# Problem statement:
No images are to be carried over; print all other material exactly as it stands.

# Source excerpt:
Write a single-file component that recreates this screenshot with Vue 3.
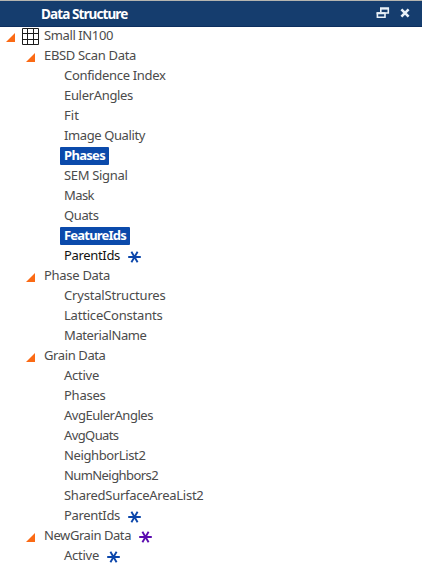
<script setup>
import { ref, onMounted } from 'vue'

// level: nesting depth, w: label width in px
const rows = [
  { label: 'Small IN100', level: 0, w: 69, grid: true },
  { label: 'EBSD Scan Data', level: 1, w: 92 },
  { label: 'Confidence Index', level: 2, w: 101.5 },
  { label: 'EulerAngles', level: 2, w: 69 },
  { label: 'Fit', level: 2, w: 15 },
  { label: 'Image Quality', level: 2, w: 81 },
  { label: 'Phases', level: 2, w: 41, selected: true },
  { label: 'SEM Signal', level: 2, w: 63.5 },
  { label: 'Mask', level: 2, w: 30 },
  { label: 'Quats', level: 2, w: 34.5 },
  { label: 'FeatureIds', level: 2, w: 62, selected: true },
  { label: 'ParentIds', level: 2, w: 56, mark: 'blue', dark: true },
  { label: 'Phase Data', level: 1, w: 66 },
  { label: 'CrystalStructures', level: 2, w: 101.5 },
  { label: 'LatticeConstants', level: 2, w: 98.5 },
  { label: 'MaterialName', level: 2, w: 82.5 },
  { label: 'Grain Data', level: 1, w: 61.5 },
  { label: 'Active', level: 2, w: 35 },
  { label: 'Phases', level: 2, w: 41.5 },
  { label: 'AvgEulerAngles', level: 2, w: 89 },
  { label: 'AvgQuats', level: 2, w: 54.5 },
  { label: 'NeighborList2', level: 2, w: 81.5 },
  { label: 'NumNeighbors2', level: 2, w: 94 },
  { label: 'SharedSurfaceAreaList2', level: 2, w: 139.5 },
  { label: 'ParentIds', level: 2, w: 56, mark: 'blue' },
  { label: 'NewGrain Data', level: 1, w: 87, mark: 'purple' },
  { label: 'Active', level: 2, w: 35, mark: 'blue' },
]

const labels = ref([])
const tracking = ref(rows.map(() => 0))

// Spread the letters so each label fills its own width
onMounted(() => {
  tracking.value = labels.value.map((el, i) => {
    const natural = el.getBoundingClientRect().width
    return (rows[i].w - natural) / rows[i].label.length
  })
})
</script>

<template>
  <section class="panel">
    <header class="bar">
      <h1 class="title">Data Structure</h1>
      <svg class="restore" width="14" height="12" viewBox="0 0 14 12">
        <path d="M4.8 5V1.4H12.3V6H9.6M1.4 6H9V10.2H1.4Z" />
        <path class="thick" d="M4 1.6H13M.6 6.2H9.4" />
      </svg>
      <svg class="close" width="10" height="10" viewBox="0 0 10 10">
        <path d="M1.4 1.4L8.6 8.6M8.6 1.4L1.4 8.6" />
      </svg>
    </header>
    <ul class="tree">
      <li v-for="(row, i) in rows" :key="i" class="row" :class="'level' + row.level">
        <svg v-if="row.level < 2" class="arrow" width="9" height="9" viewBox="0 0 9 9">
          <path d="M9 0V9H0Z" />
        </svg>
        <svg v-if="row.grid" class="grid" width="17" height="17" viewBox="0 0 17 17">
          <path d="M.5 .5H16.5V16.5H.5ZM5.5 0V17M11.5 0V17M0 5.5H17M0 11.5H17" />
        </svg>
        <span class="tag" :class="{ selected: row.selected, dark: row.dark }">
          <span
            :ref="(el) => { if (el) labels[i] = el }"
            class="label"
            :style="{ letterSpacing: tracking[i] + 'px' }"
          >{{ row.label }}</span>
        </span>
        <svg v-if="row.mark" class="mark" :class="row.mark" width="13" height="12" viewBox="0 0 13 12">
          <path d="M.2 6H12.8M3.4 .8L9.6 11.2M9.6 .8L3.4 11.2" />
        </svg>
      </li>
    </ul>
  </section>
</template>

<style>
body {
  margin: 0;
  background: #fff;
}
</style>

<style scoped>
.panel {
  height: 582px;
  overflow: hidden;
  background: #fff;
  font-family: "Noto Sans", "Open Sans", sans-serif;
  font-size: 13px;
}
.bar {
  box-sizing: border-box;
  height: 27px;
  display: flex;
  align-items: center;
  padding: 0 12px 0 41px;
  background: #153d6e;
  border-top: 1px solid #b5b5b0;
  border-bottom: 1px solid #0d2f5f;
}
.title {
  flex: 1;
  margin: 0;
  color: #fff;
  font-size: 13.5px;
  font-weight: 700;
  line-height: 20px;
  letter-spacing: -0.9px;
}
.restore,
.close {
  margin-bottom: 2px;
  fill: none;
  stroke: #e9f1f8;
  stroke-width: 1.6;
}
.restore .thick {
  stroke-width: 2;
}
.close {
  margin-left: 10px;
  stroke-width: 2.6;
}
.tree {
  list-style: none;
  margin: 0;
  padding: 0;
}
.row {
  display: flex;
  align-items: center;
  height: 20px;
}
.row:first-child {
  height: 19px;
}
.level0 {
  padding-left: 6px;
}
.level1 {
  padding-left: 26px;
}
.level2 {
  padding-left: 60px;
}
.arrow {
  margin-top: 2px;
  margin-right: 5px;
  fill: #fb6a14;
}
.grid {
  margin: 0 1px 0 2px;
  fill: none;
  stroke: #1c1c1c;
  stroke-width: 1;
}
.tag {
  height: 18px;
  padding: 0 4px;
  border-radius: 1px;
  color: #4b4b4b;
  line-height: 16px;
}
.level0 .tag {
  line-height: 15px;
}
.label {
  white-space: nowrap;
}
.selected {
  background: #0b4aab;
  color: #fff;
  font-weight: 700;
}
.dark {
  color: #111;
}
.mark {
  margin-left: 4px;
  margin-top: 1px;
  fill: none;
  stroke-width: 1.9;
}
.blue {
  stroke: #0b46ab;
}
.purple {
  stroke: #5b0cb0;
}
</style>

# Complete response:
Write a single-file component that recreates this screenshot with Vue 3.
<script setup>
import { ref, onMounted } from 'vue'

// level: nesting depth, w: label width in px
const rows = [
  { label: 'Small IN100', level: 0, w: 69, grid: true },
  { label: 'EBSD Scan Data', level: 1, w: 92 },
  { label: 'Confidence Index', level: 2, w: 101.5 },
  { label: 'EulerAngles', level: 2, w: 69 },
  { label: 'Fit', level: 2, w: 15 },
  { label: 'Image Quality', level: 2, w: 81 },
  { label: 'Phases', level: 2, w: 41, selected: true },
  { label: 'SEM Signal', level: 2, w: 63.5 },
  { label: 'Mask', level: 2, w: 30 },
  { label: 'Quats', level: 2, w: 34.5 },
  { label: 'FeatureIds', level: 2, w: 62, selected: true },
  { label: 'ParentIds', level: 2, w: 56, mark: 'blue', dark: true },
  { label: 'Phase Data', level: 1, w: 66 },
  { label: 'CrystalStructures', level: 2, w: 101.5 },
  { label: 'LatticeConstants', level: 2, w: 98.5 },
  { label: 'MaterialName', level: 2, w: 82.5 },
  { label: 'Grain Data', level: 1, w: 61.5 },
  { label: 'Active', level: 2, w: 35 },
  { label: 'Phases', level: 2, w: 41.5 },
  { label: 'AvgEulerAngles', level: 2, w: 89 },
  { label: 'AvgQuats', level: 2, w: 54.5 },
  { label: 'NeighborList2', level: 2, w: 81.5 },
  { label: 'NumNeighbors2', level: 2, w: 94 },
  { label: 'SharedSurfaceAreaList2', level: 2, w: 139.5 },
  { label: 'ParentIds', level: 2, w: 56, mark: 'blue' },
  { label: 'NewGrain Data', level: 1, w: 87, mark: 'purple' },
  { label: 'Active', level: 2, w: 35, mark: 'blue' },
]

const labels = ref([])
const tracking = ref(rows.map(() => 0))

// Spread the letters so each label fills its own width
onMounted(() => {
  tracking.value = labels.value.map((el, i) => {
    const natural = el.getBoundingClientRect().width
    return (rows[i].w - natural) / rows[i].label.length
  })
})
</script>

<template>
  <section class="panel">
    <header class="bar">
      <h1 class="title">Data Structure</h1>
      <svg class="restore" width="14" height="12" viewBox="0 0 14 12">
        <path d="M4.8 5V1.4H12.3V6H9.6M1.4 6H9V10.2H1.4Z" />
        <path class="thick" d="M4 1.6H13M.6 6.2H9.4" />
      </svg>
      <svg class="close" width="10" height="10" viewBox="0 0 10 10">
        <path d="M1.4 1.4L8.6 8.6M8.6 1.4L1.4 8.6" />
      </svg>
    </header>
    <ul class="tree">
      <li v-for="(row, i) in rows" :key="i" class="row" :class="'level' + row.level">
        <svg v-if="row.level < 2" class="arrow" width="9" height="9" viewBox="0 0 9 9">
          <path d="M9 0V9H0Z" />
        </svg>
        <svg v-if="row.grid" class="grid" width="17" height="17" viewBox="0 0 17 17">
          <path d="M.5 .5H16.5V16.5H.5ZM5.5 0V17M11.5 0V17M0 5.5H17M0 11.5H17" />
        </svg>
        <span class="tag" :class="{ selected: row.selected, dark: row.dark }">
          <span
            :ref="(el) => { if (el) labels[i] = el }"
            class="label"
            :style="{ letterSpacing: tracking[i] + 'px' }"
          >{{ row.label }}</span>
        </span>
        <svg v-if="row.mark" class="mark" :class="row.mark" width="13" height="12" viewBox="0 0 13 12">
          <path d="M.2 6H12.8M3.4 .8L9.6 11.2M9.6 .8L3.4 11.2" />
        </svg>
      </li>
    </ul>
  </section>
</template>

<style>
body {
  margin: 0;
  background: #fff;
}
</style>

<style scoped>
.panel {
  height: 582px;
  overflow: hidden;
  background: #fff;
  font-family: "Noto Sans", "Open Sans", sans-serif;
  font-size: 13px;
}
.bar {
  box-sizing: border-box;
  height: 27px;
  display: flex;
  align-items: center;
  padding: 0 12px 0 41px;
  background: #153d6e;
  border-top: 1px solid #b5b5b0;
  border-bottom: 1px solid #0d2f5f;
}
.title {
  flex: 1;
  margin: 0;
  color: #fff;
  font-size: 13.5px;
  font-weight: 700;
  line-height: 20px;
  letter-spacing: -0.9px;
}
.restore,
.close {
  margin-bottom: 2px;
  fill: none;
  stroke: #e9f1f8;
  stroke-width: 1.6;
}
.restore .thick {
  stroke-width: 2;
}
.close {
  margin-left: 10px;
  stroke-width: 2.6;
}
.tree {
  list-style: none;
  margin: 0;
  padding: 0;
}
.row {
  display: flex;
  align-items: center;
  height: 20px;
}
.row:first-child {
  height: 19px;
}
.level0 {
  padding-left: 6px;
}
.level1 {
  padding-left: 26px;
}
.level2 {
  padding-left: 60px;
}
.arrow {
  margin-top: 2px;
  margin-right: 5px;
  fill: #fb6a14;
}
.grid {
  margin: 0 1px 0 2px;
  fill: none;
  stroke: #1c1c1c;
  stroke-width: 1;
}
.tag {
  height: 18px;
  padding: 0 4px;
  border-radius: 1px;
  color: #4b4b4b;
  line-height: 16px;
}
.level0 .tag {
  line-height: 15px;
}
.label {
  white-space: nowrap;
}
.selected {
  background: #0b4aab;
  color: #fff;
  font-weight: 700;
}
.dark {
  color: #111;
}
.mark {
  margin-left: 4px;
  margin-top: 1px;
  fill: none;
  stroke-width: 1.9;
}
.blue {
  stroke: #0b46ab;
}
.purple {
  stroke: #5b0cb0;
}
</style>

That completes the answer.